__WORK TO BE COMPLETED__:
Nothing outside the lines from the one containing "Clone this screenshot" through the one containing "import React from 'react';" should be copied, and no pictures either. Copy those lines exactly.

-- DATA PROVIDED start --

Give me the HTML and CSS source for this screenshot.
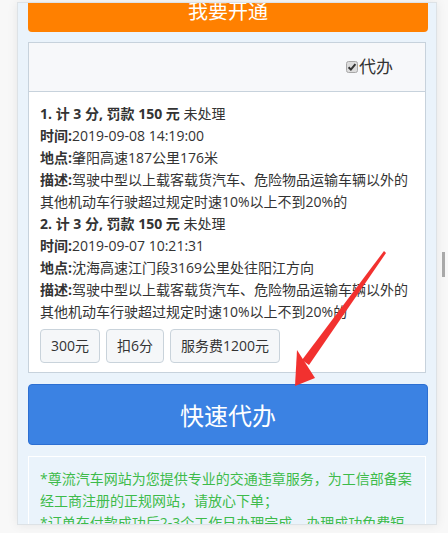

-- DATA PROVIDED end --
-- DATA PROVIDED start --

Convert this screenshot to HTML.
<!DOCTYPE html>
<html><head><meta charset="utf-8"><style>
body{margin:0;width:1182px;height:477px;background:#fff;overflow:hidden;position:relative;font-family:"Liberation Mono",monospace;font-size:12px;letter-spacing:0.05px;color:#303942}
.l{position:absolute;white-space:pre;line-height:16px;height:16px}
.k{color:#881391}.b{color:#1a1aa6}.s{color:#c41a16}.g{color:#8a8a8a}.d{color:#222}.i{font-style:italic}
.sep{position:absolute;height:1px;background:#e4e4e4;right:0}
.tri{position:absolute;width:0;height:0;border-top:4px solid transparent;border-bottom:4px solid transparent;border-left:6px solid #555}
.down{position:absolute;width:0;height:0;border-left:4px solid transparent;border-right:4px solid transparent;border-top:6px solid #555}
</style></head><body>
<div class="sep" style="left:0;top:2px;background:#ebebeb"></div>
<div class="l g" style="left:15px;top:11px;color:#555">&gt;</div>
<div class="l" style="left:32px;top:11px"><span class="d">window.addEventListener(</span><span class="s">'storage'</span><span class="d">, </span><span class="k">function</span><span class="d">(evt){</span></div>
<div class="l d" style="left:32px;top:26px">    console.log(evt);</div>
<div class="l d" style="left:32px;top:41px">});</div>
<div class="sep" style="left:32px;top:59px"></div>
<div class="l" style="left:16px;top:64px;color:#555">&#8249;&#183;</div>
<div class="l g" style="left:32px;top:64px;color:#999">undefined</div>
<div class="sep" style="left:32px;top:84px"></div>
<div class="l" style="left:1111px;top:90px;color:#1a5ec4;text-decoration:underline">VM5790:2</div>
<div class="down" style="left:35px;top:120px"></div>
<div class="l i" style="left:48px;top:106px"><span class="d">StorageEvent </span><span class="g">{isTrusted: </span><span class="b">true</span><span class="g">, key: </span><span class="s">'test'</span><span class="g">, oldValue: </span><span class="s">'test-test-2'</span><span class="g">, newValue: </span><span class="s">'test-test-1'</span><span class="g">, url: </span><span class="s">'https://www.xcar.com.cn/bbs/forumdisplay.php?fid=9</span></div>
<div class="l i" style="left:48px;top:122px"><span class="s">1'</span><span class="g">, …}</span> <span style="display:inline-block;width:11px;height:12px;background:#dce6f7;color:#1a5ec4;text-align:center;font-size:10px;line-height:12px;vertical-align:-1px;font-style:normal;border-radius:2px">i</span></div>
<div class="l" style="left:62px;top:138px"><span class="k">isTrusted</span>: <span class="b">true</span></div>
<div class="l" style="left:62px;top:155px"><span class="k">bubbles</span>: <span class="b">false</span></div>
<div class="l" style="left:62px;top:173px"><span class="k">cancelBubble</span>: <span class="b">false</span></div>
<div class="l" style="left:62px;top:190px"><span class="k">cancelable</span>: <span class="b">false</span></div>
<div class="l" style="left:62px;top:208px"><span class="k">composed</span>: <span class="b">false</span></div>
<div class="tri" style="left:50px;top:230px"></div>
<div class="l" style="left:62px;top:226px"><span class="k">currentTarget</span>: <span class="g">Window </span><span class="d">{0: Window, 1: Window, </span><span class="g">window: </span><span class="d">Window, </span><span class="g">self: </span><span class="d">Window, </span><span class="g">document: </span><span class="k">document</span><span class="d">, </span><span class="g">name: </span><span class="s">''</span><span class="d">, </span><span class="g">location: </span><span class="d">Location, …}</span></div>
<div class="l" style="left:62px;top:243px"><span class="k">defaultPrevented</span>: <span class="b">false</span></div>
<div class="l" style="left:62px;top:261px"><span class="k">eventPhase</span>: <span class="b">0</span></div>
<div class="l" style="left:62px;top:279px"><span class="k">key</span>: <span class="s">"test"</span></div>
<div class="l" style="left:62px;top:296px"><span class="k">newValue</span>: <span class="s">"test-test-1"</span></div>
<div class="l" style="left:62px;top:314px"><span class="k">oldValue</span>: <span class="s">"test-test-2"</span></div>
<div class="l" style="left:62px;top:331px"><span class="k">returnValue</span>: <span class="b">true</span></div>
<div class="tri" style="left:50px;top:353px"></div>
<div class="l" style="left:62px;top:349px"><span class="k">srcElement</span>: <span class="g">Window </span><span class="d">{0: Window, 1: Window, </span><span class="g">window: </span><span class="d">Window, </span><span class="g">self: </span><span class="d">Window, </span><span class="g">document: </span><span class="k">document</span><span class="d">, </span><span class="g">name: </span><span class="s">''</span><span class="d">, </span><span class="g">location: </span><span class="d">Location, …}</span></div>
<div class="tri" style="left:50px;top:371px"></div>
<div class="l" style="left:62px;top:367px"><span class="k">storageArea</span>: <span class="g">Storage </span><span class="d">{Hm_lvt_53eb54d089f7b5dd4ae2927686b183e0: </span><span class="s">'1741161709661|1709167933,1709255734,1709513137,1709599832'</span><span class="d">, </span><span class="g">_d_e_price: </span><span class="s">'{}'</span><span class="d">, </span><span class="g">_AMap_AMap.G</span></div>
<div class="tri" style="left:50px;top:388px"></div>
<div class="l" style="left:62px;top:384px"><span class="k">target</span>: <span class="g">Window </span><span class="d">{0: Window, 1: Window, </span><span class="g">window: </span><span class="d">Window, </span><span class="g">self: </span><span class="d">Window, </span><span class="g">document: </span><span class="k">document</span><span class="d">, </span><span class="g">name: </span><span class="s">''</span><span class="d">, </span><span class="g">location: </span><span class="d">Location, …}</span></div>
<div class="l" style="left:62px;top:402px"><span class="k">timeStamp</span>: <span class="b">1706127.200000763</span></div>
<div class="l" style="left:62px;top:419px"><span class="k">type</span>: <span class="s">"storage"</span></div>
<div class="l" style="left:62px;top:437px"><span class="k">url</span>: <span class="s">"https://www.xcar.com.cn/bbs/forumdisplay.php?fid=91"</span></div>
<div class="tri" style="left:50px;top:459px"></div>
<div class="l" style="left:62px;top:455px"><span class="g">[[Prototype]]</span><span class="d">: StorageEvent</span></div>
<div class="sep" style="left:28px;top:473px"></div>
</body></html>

-- DATA PROVIDED end --
-- DATA PROVIDED start --

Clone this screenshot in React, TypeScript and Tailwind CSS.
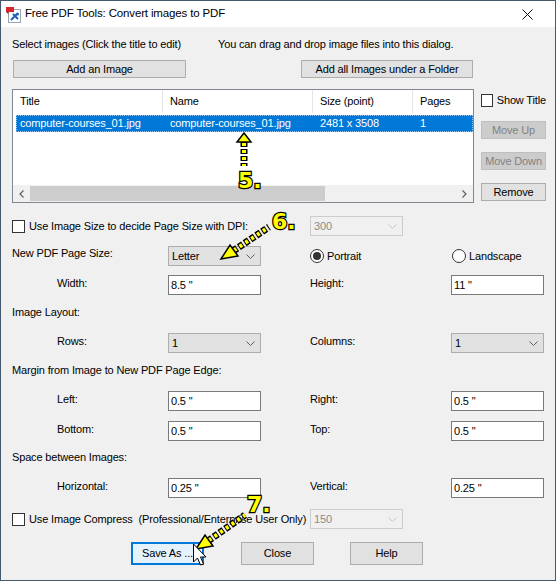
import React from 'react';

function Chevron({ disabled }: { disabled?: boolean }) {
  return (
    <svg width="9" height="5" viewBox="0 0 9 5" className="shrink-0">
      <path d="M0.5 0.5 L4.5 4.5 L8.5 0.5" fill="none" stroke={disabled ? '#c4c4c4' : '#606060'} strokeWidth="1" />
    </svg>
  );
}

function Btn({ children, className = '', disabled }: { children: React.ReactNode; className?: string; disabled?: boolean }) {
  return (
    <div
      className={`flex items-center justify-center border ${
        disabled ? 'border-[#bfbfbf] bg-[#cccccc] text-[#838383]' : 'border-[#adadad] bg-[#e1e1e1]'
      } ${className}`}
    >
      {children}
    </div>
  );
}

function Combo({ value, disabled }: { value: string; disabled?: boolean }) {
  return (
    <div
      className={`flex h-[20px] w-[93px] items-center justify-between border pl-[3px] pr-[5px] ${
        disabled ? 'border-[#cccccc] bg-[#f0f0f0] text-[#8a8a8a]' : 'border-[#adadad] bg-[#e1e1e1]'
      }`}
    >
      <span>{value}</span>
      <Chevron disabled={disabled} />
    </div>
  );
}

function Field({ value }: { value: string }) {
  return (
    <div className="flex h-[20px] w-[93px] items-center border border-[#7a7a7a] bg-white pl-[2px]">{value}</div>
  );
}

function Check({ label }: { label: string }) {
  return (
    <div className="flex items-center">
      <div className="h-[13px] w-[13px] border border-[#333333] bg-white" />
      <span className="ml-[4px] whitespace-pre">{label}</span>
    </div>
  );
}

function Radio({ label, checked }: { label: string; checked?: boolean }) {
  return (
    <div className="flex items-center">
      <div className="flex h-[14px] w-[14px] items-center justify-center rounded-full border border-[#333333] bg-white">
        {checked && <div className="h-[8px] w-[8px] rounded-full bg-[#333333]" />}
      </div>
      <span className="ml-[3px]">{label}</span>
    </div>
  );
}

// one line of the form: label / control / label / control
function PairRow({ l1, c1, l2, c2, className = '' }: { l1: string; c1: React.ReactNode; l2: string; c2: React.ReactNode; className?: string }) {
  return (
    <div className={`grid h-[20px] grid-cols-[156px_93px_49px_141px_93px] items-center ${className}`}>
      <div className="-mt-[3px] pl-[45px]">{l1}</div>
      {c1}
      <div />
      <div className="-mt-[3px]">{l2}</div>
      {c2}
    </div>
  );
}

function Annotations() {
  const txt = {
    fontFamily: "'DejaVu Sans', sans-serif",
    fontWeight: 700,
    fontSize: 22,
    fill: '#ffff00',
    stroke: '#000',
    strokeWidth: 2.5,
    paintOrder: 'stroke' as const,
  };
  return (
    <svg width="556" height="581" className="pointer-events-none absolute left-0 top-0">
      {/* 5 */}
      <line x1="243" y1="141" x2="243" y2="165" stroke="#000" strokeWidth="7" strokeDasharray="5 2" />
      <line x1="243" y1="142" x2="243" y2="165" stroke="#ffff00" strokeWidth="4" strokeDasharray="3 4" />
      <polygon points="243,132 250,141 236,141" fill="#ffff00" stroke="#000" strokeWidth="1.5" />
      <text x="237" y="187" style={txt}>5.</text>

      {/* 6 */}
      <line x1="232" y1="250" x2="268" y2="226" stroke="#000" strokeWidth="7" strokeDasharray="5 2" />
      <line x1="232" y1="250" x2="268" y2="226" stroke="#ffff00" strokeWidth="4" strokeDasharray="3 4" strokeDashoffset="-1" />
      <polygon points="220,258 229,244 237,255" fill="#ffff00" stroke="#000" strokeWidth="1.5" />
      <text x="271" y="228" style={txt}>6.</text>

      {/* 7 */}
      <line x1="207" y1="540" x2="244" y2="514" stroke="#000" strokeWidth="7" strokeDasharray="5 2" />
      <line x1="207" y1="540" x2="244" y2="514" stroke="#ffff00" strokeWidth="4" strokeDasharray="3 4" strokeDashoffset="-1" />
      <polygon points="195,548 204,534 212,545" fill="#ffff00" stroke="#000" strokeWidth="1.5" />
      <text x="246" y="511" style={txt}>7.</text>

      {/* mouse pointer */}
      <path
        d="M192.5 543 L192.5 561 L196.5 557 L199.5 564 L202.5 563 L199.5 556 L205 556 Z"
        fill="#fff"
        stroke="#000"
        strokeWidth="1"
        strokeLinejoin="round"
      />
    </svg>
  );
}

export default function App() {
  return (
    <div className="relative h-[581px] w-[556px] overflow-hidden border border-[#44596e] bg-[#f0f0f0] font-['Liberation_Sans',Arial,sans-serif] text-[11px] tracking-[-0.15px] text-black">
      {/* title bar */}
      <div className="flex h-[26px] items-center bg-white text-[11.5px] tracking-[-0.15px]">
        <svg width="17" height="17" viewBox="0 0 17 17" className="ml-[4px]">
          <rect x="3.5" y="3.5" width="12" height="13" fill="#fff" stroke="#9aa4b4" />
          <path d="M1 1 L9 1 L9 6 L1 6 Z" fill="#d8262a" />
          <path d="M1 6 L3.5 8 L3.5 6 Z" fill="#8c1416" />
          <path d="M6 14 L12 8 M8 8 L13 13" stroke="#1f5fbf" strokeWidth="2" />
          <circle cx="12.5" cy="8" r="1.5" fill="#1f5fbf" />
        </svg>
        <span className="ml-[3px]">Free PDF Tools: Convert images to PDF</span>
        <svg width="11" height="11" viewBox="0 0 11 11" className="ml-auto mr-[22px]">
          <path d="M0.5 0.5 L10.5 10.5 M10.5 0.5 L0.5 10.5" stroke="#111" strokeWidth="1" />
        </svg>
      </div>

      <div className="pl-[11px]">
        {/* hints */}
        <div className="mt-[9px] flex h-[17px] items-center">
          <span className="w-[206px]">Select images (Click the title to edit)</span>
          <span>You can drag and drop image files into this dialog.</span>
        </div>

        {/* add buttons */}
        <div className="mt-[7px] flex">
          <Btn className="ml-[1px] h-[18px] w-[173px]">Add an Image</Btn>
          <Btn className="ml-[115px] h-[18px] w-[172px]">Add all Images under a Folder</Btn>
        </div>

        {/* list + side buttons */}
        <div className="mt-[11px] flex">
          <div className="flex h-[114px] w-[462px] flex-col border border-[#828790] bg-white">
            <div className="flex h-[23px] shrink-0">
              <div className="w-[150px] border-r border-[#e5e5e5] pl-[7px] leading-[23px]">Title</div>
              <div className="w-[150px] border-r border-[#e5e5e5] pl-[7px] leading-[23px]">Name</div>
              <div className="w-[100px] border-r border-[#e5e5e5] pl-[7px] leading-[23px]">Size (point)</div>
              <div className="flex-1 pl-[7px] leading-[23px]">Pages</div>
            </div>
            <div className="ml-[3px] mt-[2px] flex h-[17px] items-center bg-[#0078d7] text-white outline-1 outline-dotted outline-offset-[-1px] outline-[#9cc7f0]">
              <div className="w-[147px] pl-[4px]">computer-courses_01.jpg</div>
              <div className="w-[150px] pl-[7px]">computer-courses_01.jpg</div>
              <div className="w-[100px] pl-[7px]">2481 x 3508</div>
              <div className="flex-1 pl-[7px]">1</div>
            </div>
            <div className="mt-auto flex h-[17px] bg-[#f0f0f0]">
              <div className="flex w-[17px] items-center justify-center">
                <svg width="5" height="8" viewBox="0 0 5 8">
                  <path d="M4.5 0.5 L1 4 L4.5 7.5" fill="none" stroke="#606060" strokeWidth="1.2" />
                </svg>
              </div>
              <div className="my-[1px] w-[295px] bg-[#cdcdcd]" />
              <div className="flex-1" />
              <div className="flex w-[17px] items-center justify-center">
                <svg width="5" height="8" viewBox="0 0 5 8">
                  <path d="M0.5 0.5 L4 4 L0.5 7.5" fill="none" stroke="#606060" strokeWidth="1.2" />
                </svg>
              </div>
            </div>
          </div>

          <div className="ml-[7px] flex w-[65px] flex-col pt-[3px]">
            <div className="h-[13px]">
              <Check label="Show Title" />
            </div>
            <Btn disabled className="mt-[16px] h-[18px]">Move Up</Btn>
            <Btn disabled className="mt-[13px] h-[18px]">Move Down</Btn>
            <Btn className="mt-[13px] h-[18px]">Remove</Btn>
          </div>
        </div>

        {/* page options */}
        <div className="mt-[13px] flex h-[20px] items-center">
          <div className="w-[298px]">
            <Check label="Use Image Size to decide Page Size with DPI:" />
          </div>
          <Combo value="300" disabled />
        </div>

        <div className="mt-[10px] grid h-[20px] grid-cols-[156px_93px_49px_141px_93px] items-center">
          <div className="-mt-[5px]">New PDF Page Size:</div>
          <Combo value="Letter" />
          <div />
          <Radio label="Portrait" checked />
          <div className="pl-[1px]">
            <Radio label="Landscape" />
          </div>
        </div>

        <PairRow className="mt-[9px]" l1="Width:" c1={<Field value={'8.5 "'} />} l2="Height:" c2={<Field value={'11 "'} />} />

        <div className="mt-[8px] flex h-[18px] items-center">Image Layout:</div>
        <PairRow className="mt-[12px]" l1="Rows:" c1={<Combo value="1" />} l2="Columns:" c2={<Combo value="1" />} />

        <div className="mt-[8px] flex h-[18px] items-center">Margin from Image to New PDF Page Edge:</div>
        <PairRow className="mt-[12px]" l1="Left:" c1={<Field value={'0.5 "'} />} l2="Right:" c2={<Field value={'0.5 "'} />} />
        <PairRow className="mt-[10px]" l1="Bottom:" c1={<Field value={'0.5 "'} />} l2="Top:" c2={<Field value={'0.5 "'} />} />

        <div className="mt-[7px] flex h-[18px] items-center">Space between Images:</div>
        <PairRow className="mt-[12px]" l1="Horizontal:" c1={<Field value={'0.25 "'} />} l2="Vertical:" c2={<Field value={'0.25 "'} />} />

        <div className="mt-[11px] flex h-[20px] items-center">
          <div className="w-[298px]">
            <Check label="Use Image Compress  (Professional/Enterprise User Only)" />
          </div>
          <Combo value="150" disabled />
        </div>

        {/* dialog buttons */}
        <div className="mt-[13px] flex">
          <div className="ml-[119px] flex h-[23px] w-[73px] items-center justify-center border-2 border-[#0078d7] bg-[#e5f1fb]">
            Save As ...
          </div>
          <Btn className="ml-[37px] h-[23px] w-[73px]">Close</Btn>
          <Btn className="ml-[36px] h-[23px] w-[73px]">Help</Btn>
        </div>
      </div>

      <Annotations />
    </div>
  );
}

-- DATA PROVIDED end --

__THE COMPLETED TASK__:
Clone this screenshot in React, TypeScript and Tailwind CSS.
import React from 'react';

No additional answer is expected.